The song's R&B framework positioned it within a tradition of declarations of self-worth that runs through the genre's history, from classic soul's insistence on dignity to contemporary R&B's exploration of relationships between power, money, and identity. The production's glossy confidence worked in counterpoint to the vulnerability implied by the song's subject matter, creating the sense of someone who is emotionally exposed by the situation but refuses to be diminished by it.

For the character of Jamal Lyon, the song represented a pivotal statement within his arc. "Empire" was, among other things, a story about who gets to define success in the music industry and who pays the price for refusing to accept the industry's terms. Jamal's identity as a gay Black man in a hip-hop context made his assertion of selfhood against financial pressure particularly freighted, and the show's creative team was deliberate about using the music to carry dimensions of that story that the script alone might have handled less effectively.
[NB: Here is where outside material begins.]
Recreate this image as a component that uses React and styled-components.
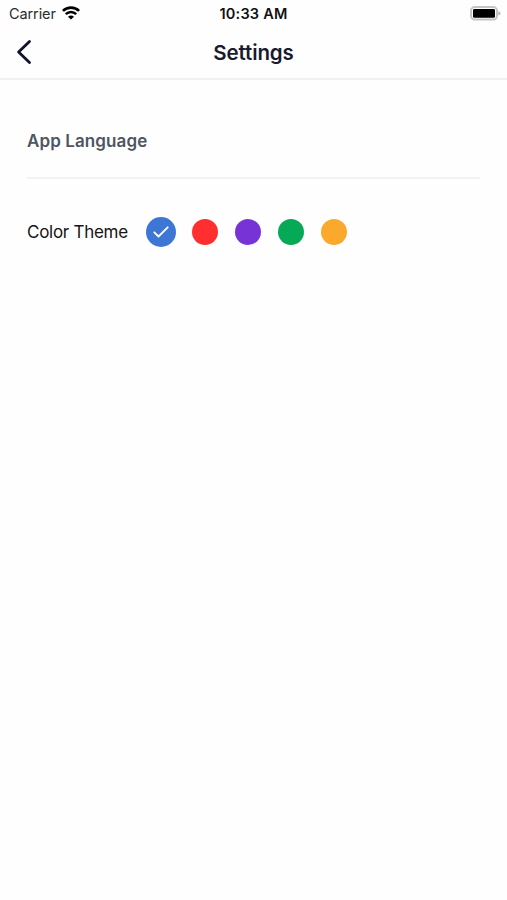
import { useState } from 'react';
import styled, { createGlobalStyle } from 'styled-components';

const THEMES = [
	{ name: 'blue', color: '#3e76d6' },
	{ name: 'red', color: '#ff2f2f' },
	{ name: 'purple', color: '#7733d6' },
	{ name: 'green', color: '#05a956' },
	{ name: 'orange', color: '#fba92c' },
];

const WifiIcon = () => (
	<svg width='18' height='14' viewBox='0 0 18 14' fill='none' stroke='#000'>
		<path d='M0.9 4.9C5.5 0.4 12.5 0.4 17.1 4.9' strokeWidth='2.7' />
		<path d='M3.8 8.2C6.8 5.2 11.2 5.2 14.2 8.2' strokeWidth='2.5' />
		<path d='M9 13.6L6 10.7C7.7 9 10.3 9 12 10.7Z' fill='#000' stroke='none' />
	</svg>
);

const BatteryIcon = () => (
	<svg width='31' height='15' viewBox='0 0 31 15' fill='none'>
		<rect x='1' y='1' width='26' height='12.6' rx='3.8' stroke='#c4c4c4' strokeWidth='2' />
		<rect x='3' y='3' width='22' height='8.8' rx='1.4' fill='#000' />
		<path d='M28.4 5.2C31.2 6 31.2 8.6 28.4 9.4Z' fill='#b3b3b3' />
	</svg>
);

const CheckIcon = () => (
	<svg width='16' height='12' viewBox='0 0 16 12' fill='none'>
		<path
			d='M1.3 6.3L5.5 10.5L14.7 1.3'
			stroke='#fff'
			strokeWidth='1.8'
			strokeLinecap='round'
			strokeLinejoin='round'
		/>
	</svg>
);

const BackIcon = () => (
	<svg width='16' height='26' viewBox='0 0 16 26' fill='none'>
		<path
			d='M13.5 2.4L2.6 13L13.5 23.6'
			stroke='#12122f'
			strokeWidth='2.8'
			strokeLinecap='round'
			strokeLinejoin='round'
		/>
	</svg>
);

const App = () => {
	const [theme, setTheme] = useState('blue');

	return (
		<Screen>
			<GlobalStyle />
			<StatusBar>
				<Carrier>
					<CarrierName>Carrier</CarrierName>
					<WifiIcon />
				</Carrier>
				<Time>10:33 AM</Time>
				<Battery>
					<BatteryIcon />
				</Battery>
			</StatusBar>
			<Header>
				<BackButton aria-label='Back'>
					<BackIcon />
				</BackButton>
				<Title>Settings</Title>
			</Header>
			<Content>
				<LanguageRow>App Language</LanguageRow>
				<ThemeRow>
					<ThemeLabel>Color Theme</ThemeLabel>
					<Swatches>
						{THEMES.map((el) => (
							<Swatch
								key={el.name}
								aria-label={el.name}
								$color={el.color}
								$selected={el.name === theme}
								onClick={() => setTheme(el.name)}
							>
								{el.name === theme && <CheckIcon />}
							</Swatch>
						))}
					</Swatches>
				</ThemeRow>
			</Content>
		</Screen>
	);
};

export default App;

const GlobalStyle = createGlobalStyle`
	* {
		box-sizing: border-box;
	}

	body {
		margin: 0;
		background: #fefefe;
		font-family: Inter, 'Liberation Sans', sans-serif;
	}

	svg {
		display: block;
	}
`;

const Screen = styled.div`
	display: flex;
	flex-direction: column;
	min-height: 100vh;
`;

const StatusBar = styled.div`
	display: grid;
	grid-template-columns: 1fr auto 1fr;
	align-items: center;
	height: 26px;
	padding: 0 6px;
	font-size: 14.5px;
	line-height: 18px;
`;

const Carrier = styled.div`
	display: flex;
	align-items: center;
	gap: 6px;
	padding-left: 3px;
`;

const CarrierName = styled.span`
	color: #2b2b2b;
	letter-spacing: -0.1px;
	padding-top: 2px;
`;

const Time = styled.span`
	color: #111;
	font-weight: 600;
	letter-spacing: 0.2px;
	padding-top: 2px;
`;

const Battery = styled.div`
	justify-self: end;
`;

const Header = styled.header`
	display: grid;
	grid-template-columns: 32px 1fr 32px;
	align-items: center;
	height: 54px;
	padding: 0 16px;
	border-bottom: 2px solid #f1f1f2;
`;

const BackButton = styled.button`
	padding: 0;
	border: 0;
	background: none;
`;

const Title = styled.h1`
	margin: 0;
	padding-top: 1px;
	color: #1a1a2e;
	font-size: 20.5px;
	font-weight: 600;
	letter-spacing: -0.1px;
	line-height: 27px;
	text-align: center;
`;

const Content = styled.main`
	padding: 24px 27px;
`;

const LanguageRow = styled.div`
	display: flex;
	align-items: center;
	height: 75px;
	border-bottom: 2px solid #f2f2f3;
	color: #4d5562;
	font-size: 17px;
	font-weight: 600;
	letter-spacing: 0.1px;
`;

const ThemeRow = styled.div`
	display: flex;
	align-items: center;
	height: 105px;
`;

const ThemeLabel = styled.span`
	width: 118.5px;
	color: #151515;
	font-size: 17px;
	letter-spacing: -0.27px;
	white-space: nowrap;
`;

const Swatches = styled.div`
	display: flex;
	align-items: center;
	gap: 16.9px;
`;

const Swatch = styled.button`
	display: flex;
	align-items: center;
	justify-content: center;
	width: ${({ $selected }) => ($selected ? '30px' : '26px')};
	height: ${({ $selected }) => ($selected ? '30px' : '26px')};
	padding: 0;
	border: 0;
	border-radius: 50%;
	background: ${({ $color }) => $color};
`;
The longevity of the song's themes beyond its television context is a function of how universal the conflict at its center actually is. The question of whether financial dependence on powerful people compromises personal freedom and artistic integrity is not limited to fictional music dynasties. It is a question that resonates across many domains of creative life, and "Keep Your Money" articulated it with enough clarity and emotional force to mean something to listeners who had never seen an episode of "Empire" and encountered the track purely on its musical merits.